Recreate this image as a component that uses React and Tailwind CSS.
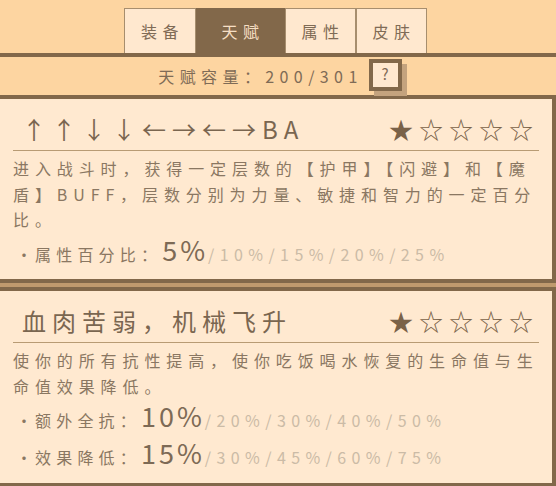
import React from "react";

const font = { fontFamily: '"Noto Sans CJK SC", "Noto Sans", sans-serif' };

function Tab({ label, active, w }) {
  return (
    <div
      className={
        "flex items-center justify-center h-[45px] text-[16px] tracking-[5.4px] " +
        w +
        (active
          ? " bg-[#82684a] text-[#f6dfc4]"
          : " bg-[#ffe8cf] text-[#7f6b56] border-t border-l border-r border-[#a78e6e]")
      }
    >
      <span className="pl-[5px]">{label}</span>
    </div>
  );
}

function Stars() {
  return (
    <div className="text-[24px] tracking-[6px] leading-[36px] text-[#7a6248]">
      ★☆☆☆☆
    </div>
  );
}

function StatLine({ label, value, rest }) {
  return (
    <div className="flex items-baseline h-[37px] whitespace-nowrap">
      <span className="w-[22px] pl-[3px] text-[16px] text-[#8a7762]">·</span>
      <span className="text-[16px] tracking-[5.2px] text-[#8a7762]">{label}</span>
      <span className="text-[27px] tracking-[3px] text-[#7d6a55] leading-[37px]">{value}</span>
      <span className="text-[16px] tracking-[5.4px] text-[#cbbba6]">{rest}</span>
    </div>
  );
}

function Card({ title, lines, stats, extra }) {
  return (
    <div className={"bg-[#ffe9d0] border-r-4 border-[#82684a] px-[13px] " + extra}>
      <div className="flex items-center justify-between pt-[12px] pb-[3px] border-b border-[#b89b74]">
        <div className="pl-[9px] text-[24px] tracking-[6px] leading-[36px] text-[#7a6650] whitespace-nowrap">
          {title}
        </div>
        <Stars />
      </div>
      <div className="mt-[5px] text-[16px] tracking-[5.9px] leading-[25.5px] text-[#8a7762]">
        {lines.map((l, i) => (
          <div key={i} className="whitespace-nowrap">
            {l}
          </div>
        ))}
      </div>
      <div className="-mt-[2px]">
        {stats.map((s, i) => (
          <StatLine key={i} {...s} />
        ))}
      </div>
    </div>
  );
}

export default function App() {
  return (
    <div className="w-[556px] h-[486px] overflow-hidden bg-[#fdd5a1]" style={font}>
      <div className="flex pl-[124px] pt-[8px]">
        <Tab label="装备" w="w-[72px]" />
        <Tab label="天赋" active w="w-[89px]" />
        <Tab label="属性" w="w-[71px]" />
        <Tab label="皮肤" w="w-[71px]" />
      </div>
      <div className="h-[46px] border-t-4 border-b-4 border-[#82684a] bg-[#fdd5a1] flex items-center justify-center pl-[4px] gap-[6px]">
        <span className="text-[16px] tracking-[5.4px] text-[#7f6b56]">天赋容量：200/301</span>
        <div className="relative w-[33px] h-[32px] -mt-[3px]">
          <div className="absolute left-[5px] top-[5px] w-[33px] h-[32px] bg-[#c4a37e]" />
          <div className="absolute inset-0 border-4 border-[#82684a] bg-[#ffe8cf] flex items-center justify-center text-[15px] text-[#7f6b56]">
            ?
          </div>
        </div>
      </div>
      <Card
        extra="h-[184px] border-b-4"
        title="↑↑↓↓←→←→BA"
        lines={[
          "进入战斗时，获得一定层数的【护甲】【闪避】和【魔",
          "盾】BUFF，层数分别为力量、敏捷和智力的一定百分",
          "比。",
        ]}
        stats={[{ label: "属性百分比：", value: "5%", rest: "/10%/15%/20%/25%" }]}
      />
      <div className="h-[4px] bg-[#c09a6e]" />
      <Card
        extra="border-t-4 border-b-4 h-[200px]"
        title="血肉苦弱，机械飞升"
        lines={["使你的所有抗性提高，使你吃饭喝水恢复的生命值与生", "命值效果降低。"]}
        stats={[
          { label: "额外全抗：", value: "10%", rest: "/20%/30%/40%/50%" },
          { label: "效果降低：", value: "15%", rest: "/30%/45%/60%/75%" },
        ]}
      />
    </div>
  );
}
———
• _Directions for this task_: Collect every line above that contains the word "React".

• _Output for this exercise_:
Recreate this image as a component that uses React and Tailwind CSS.
import React from "react";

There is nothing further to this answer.